Shooting On Islay
I visited the Isle of Islay earlier this week for some walked up shooting, in which two guns are accompanied by two gamekeepers and their dogs for two day of rough-shooting. This is my favourite form of shooting, as one never knows what, if anything, is going to happen, and one has to be one one’s mettle all the time. Added to which the going is so rough, and the temptation to lose concentration so profound, that it becomes a real challenge to take home a bag. In the event my friend and I had a splendid time, particularly on the Monday, when the weather was astonishingly good for the time of year. We finished with a mixed bag of 30 - mostly woodcock - a game bird that the French have written more than 90 books about, and which exerts an endless fascination - akin to love - in the roughshooter. On Wednesday the outstanding chef at the Bridgend Hotel made us ‘woodcock à l’ancienne (i.e. with the guts in and the head intact) - a wonderful treat.

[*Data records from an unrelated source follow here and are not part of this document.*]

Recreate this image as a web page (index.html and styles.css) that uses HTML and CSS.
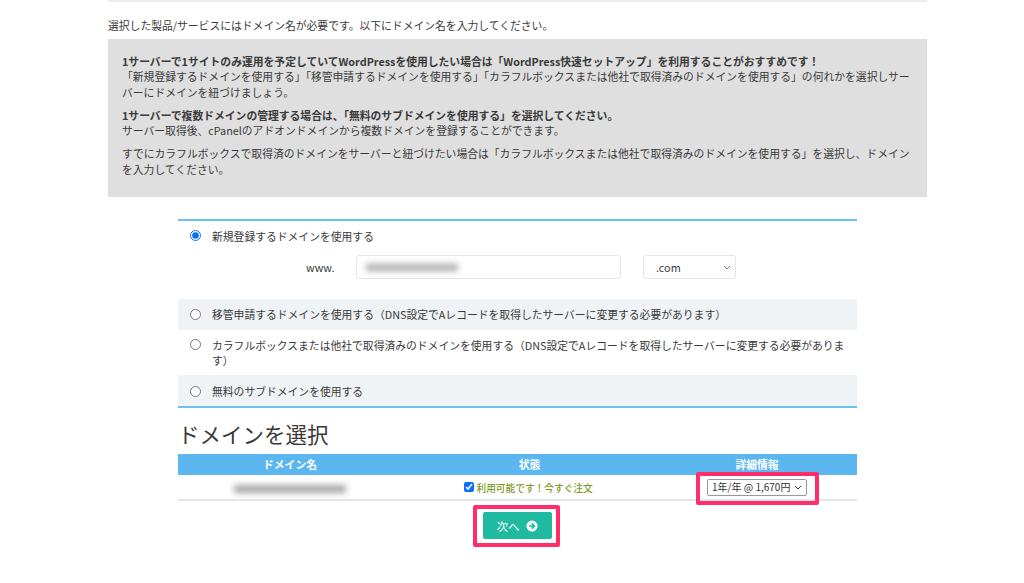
FILE: index.html
```html
<!DOCTYPE html>
<html lang="ja">
<head>
  <meta charset="UTF-8">
  <title>ドメインを選択</title>
  <link rel="stylesheet" href="styles.css">
</head>
<body>
  <div class="page">
    <p class="intro">選択した製品/サービスにはドメイン名が必要です。以下にドメイン名を入力してください。</p>
    <div class="notice">
      <p><strong>1サーバーで1サイトのみ運用を予定していてWordPressを使用したい場合は「WordPress快速セットアップ」を利用することがおすすめです！</strong><br>「新規登録するドメインを使用する」「移管申請するドメインを使用する」「カラフルボックスまたは他社で取得済みのドメインを使用する」の何れかを選択しサーバーにドメインを紐づけましょう。</p>
      <p><strong>1サーバーで複数ドメインの管理する場合は、「無料のサブドメインを使用する」を選択してください。</strong><br>サーバー取得後、cPanelのアドオンドメインから複数ドメインを登録することができます。</p>
      <p>すでにカラフルボックスで取得済のドメインをサーバーと紐づけたい場合は「カラフルボックスまたは他社で取得済みのドメインを使用する」を選択し、ドメインを入力してください。</p>
    </div>

    <div class="content">
      <div class="options">
        <div class="option option-first">
          <label class="option-label"><input type="radio" name="domain" checked><span>新規登録するドメインを使用する</span></label>
          <div class="domain-form">
            <span class="www">www.</span>
            <div class="domain-input"><span class="blur blur-input"></span></div>
            <div class="tld">.com
              <svg class="chevron" width="8" height="5" viewBox="0 0 8 5"><path d="M1 1l3 3 3-3" fill="none" stroke="#777" stroke-width="1"/></svg>
            </div>
          </div>
        </div>
        <div class="option option-alt">
          <label class="option-label"><input type="radio" name="domain"><span>移管申請するドメインを使用する（DNS設定でAレコードを取得したサーバーに変更する必要があります）</span></label>
        </div>
        <div class="option option-wrap">
          <label class="option-label"><input type="radio" name="domain"><span>カラフルボックスまたは他社で取得済みのドメインを使用する（DNS設定でAレコードを取得したサーバーに変更する必要があります）</span></label>
        </div>
        <div class="option option-alt option-last">
          <label class="option-label"><input type="radio" name="domain"><span>無料のサブドメインを使用する</span></label>
        </div>
      </div>

      <h2 class="title">ドメインを選択</h2>
      <table class="domains">
        <thead>
          <tr><th class="col-name">ドメイン名</th><th class="col-status">状態</th><th class="col-info">詳細情報</th></tr>
        </thead>
        <tbody>
          <tr>
            <td class="name"><span class="blur blur-name"></span></td>
            <td class="status"><input type="checkbox" checked> 利用可能です！今すぐ注文</td>
            <td class="info">
              <div class="period">1年/年 @ 1,670円
                <svg class="chevron" width="8" height="5" viewBox="0 0 8 5"><path d="M1 1l3 3 3-3" fill="none" stroke="#333" stroke-width="1"/></svg>
              </div>
              <span class="mark mark-period"></span>
            </td>
          </tr>
        </tbody>
      </table>
      <div class="actions">
        <button class="next" type="button">次へ
          <svg width="12" height="12" viewBox="0 0 13 13"><circle cx="6.5" cy="6.5" r="6" fill="#fff"/><path d="M3.2 6.5h5.6M6.3 3.7l2.8 2.8-2.8 2.8" fill="none" stroke="#1fba9f" stroke-width="1.7"/></svg>
          <span class="mark mark-next"></span>
        </button>
      </div>
    </div>
  </div>
</body>
</html>
```

FILE: styles.css
```css
* {
  box-sizing: border-box;
}
body {
  margin: 0;
  background: #fff;
  color: #3a3a3a;
  font-family: "Noto Sans CJK JP", "Noto Sans", sans-serif;
  font-size: 10.8px;
  line-height: 15.4px;
}
.page {
  width: 819px;
  margin-left: 108px;
  border-top: 2px solid #e9edf2;
  height: 583px;
  overflow: hidden;
}
.intro {
  margin: 16px 0 5.6px;
}
.notice {
  height: 158px;
  padding: 15px 14px 0;
  background: #dfdfdf;
}
.notice p {
  margin: 0 0 7.6px;
}
.notice strong {
  font-weight: 700;
}
.content {
  width: 679px;
  margin: 22px 0 0 70px;
}
.options {
  border-top: 2px solid #6cc0f2;
  border-bottom: 2px solid #6cc0f2;
}
.option {
  padding: 8px 12px 6px;
}
.option-first {
  height: 78px;
}
.option-alt {
  height: 31px;
  background: #eff3f6;
}
.option-wrap {
  height: 45px;
}
.option-last {
  padding-top: 9px;
}
.option-label {
  display: flex;
  gap: 11px;
  line-height: 15px;
}
.option-label input {
  flex: none;
  width: 11px;
  height: 11px;
  margin: 1px 0 0;
  accent-color: #0d6efd;
}
.option-alt .option-label input {
  margin-top: 2px;
}
.domain-form {
  display: flex;
  align-items: center;
  margin: 11px 0 0 116px;
}
.www {
  width: 50px;
  padding-top: 1px;
}
.domain-input {
  display: flex;
  align-items: center;
  width: 265px;
  height: 24px;
  padding-left: 9px;
  border: 1px solid #dfe7ef;
  border-radius: 3px;
}
.tld {
  display: flex;
  align-items: center;
  justify-content: space-between;
  width: 93px;
  height: 24px;
  margin-left: 22px;
  padding: 1px 4px 0 12px;
  border: 1px solid #dfe7ef;
  border-radius: 3px;
}
.blur {
  display: block;
  background: #aaa;
  filter: blur(3px);
}
.blur-input {
  width: 92px;
  height: 7px;
  margin-top: 1px;
}
.blur-name {
  width: 112px;
  height: 8px;
  margin: 0 auto;
  background: #a6a6a6;
}
.title {
  margin: 11px 0 5px;
  font-size: 21.5px;
  line-height: 30px;
  font-weight: 400;
}
.domains {
  width: 100%;
  border-collapse: collapse;
  table-layout: fixed;
}
.domains th {
  height: 21px;
  padding: 1px 0 0;
  background: #5cb6f0;
  color: #fff;
  font-weight: 700;
}
.col-name {
  width: 224px;
}
.col-info {
  width: 200px;
}
.domains td {
  height: 25px;
  padding: 0;
  border-bottom: 2px solid #e5e5e5;
  text-align: center;
}
.domains .name {
  padding-top: 4px;
}
.domains .status {
  padding: 3px 2px 0 0;
  color: #7d9a1e;
  font-size: 9.7px;
  font-weight: 500;
}
.status input {
  width: 10px;
  height: 10px;
  margin: 0;
  accent-color: #0d6efd;
}
.info {
  position: relative;
}
.period {
  display: flex;
  align-items: center;
  justify-content: space-between;
  width: 100px;
  height: 17px;
  margin: 0 auto;
  padding: 0 4px 0 4px;
  border: 1px solid #999;
  border-radius: 2px;
  color: #333;
  white-space: nowrap;
  font-size: 10px;
}
.actions {
  display: flex;
  justify-content: center;
  margin: 11px 0 0 -1px;
}
.next {
  position: relative;
  display: flex;
  align-items: center;
  justify-content: center;
  gap: 6px;
  width: 69px;
  height: 27px;
  padding: 0;
  border: 0;
  border-radius: 2px;
  background: #1fba9f;
  color: #fff;
  font-family: inherit;
  font-size: 11.5px;
}
.mark {
  position: absolute;
  border: 4px solid #ff2d6b;
  border-radius: 2px;
  pointer-events: none;
}
.mark-period {
  top: -3px;
  left: 39px;
  width: 123px;
  height: 33px;
}
.mark-next {
  top: -7px;
  left: -10px;
  width: 87px;
  height: 42px;
}
```
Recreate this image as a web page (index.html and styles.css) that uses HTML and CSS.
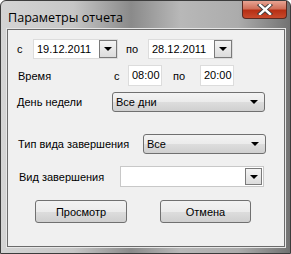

Shooting is an odd and complex undertaking. My own feeling is that it satisfies a deep craving in its aficionados to not succumb to the modern malady of assuming that everything one eats should be handed to one on the proverbial plate. I would far rather go out in all weathers and shoot what I wish to eat, instead of relying on some faceless person to kill the animal for me in an artificial, and therefore unconducive, environment. The same applies to fishing. What better way to ‘connect’ with oneself, one’s companions, and one’s prey, than to follow nature’s way, and hunt it oneself. I have no time whatsoever for the arguments put forward by apologists for penned livestock and farmed foodstuffs. They are missing the plot. Which is that the actual act of killing and eating is only the culmination to a far more profound undertaking, which incorporates the noumenal within its elemental unravelling. It will be to mankind’s profound loss when so-called civilization distances us finally and completely from nature via the enforced mechanization required to service the army of citizens who prefer to be drip-fed rather than to confront the elements - people who turn their backs in horror from the natural and necessary realities of life and death, and who strive to perpetuate such ignorance in others out of a misguided belief in the righteousness of their own arguments.